Lotus Eaters turns inward to the body — perfume, warmth, the languid bath, and Bloom's musings on marriage, reproduction and desire. Fertility here is intimate, sensuous and quietly troubled.

§6 · Dreamlike States

Water & reverie.

Tides, baths and holy water ripple through both chapters. Stephen's mind drifts toward drowning and the sea of the past; Bloom moves toward the warm, womb-like bath that ends his morning. Each episode is suffused with mental wandering — a current carrying its hero away from the hard ground of action.

"Two streams of consciousness, one flowing back into memory, the other dissolving into dream."
§7 · The Source Myths

Homeric origins

The pairing reaches back to two opposed moments of the Odyssey.

Nestor
The keeper of memory

In the Odyssey, old Nestor of Pylos receives Telemachus and pours out the long memory of the war and its heroes.

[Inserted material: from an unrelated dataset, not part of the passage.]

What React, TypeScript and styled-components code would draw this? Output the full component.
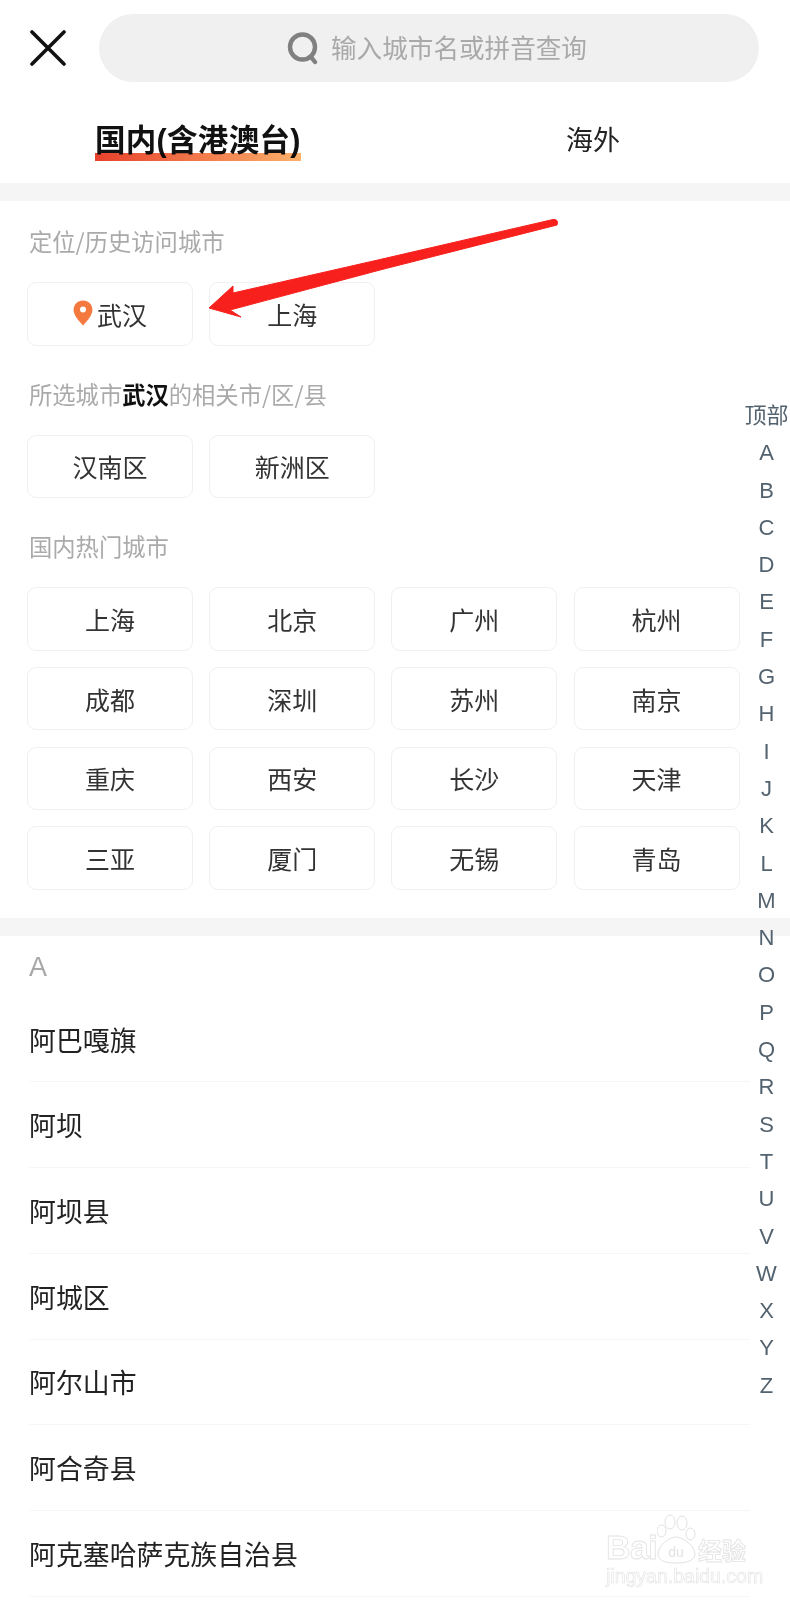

He is the rememberer — the voice that preserves the past so it will not be lost.

Lotus Eaters
The bringers of oblivion

The lotus-eaters embody forgetting. Odysseus's men taste the plant, lose all longing for home, and must be hauled back to the ships. They are memory's opposite — sweet, dangerous oblivion.

Placed together, the two sources underscore Joyce's great theme: the play between remembering and forgetting. Nestor preserves; the lotus dissolves. Stephen and Bloom live out that opposition across a single Dublin morning.

Why the pairing matters

The burden and the balm.

Nestor and Lotus Eaters give us the two great temptations of the mind: to be ruled by memory, or to be released from it. Stephen cannot wake from history; Bloom would rather drowse through it. Held together, they map the emotional weather of the whole novel — the pull between what we must remember and what we long to forget.

Stephen
cannot forget
Bloom
cannot resist drift
· Questions

Frequently asked

Episode 2 (Nestor) and Episode 5 (Lotus Eaters) form a quiet contrast at the heart of Joyce's morning. Nestor is steeped in memory — Stephen Dedalus teaches a history lesson and famously calls history "a nightmare from which I am trying to awake." Lotus Eaters is steeped in forgetfulness — Bloom drifts through Dublin among perfumes, daydreams and small temptations, like Odysseus's men who tasted the lotus and forgot the way home. Together they stage the novel's tug-of-war between remembering and oblivion.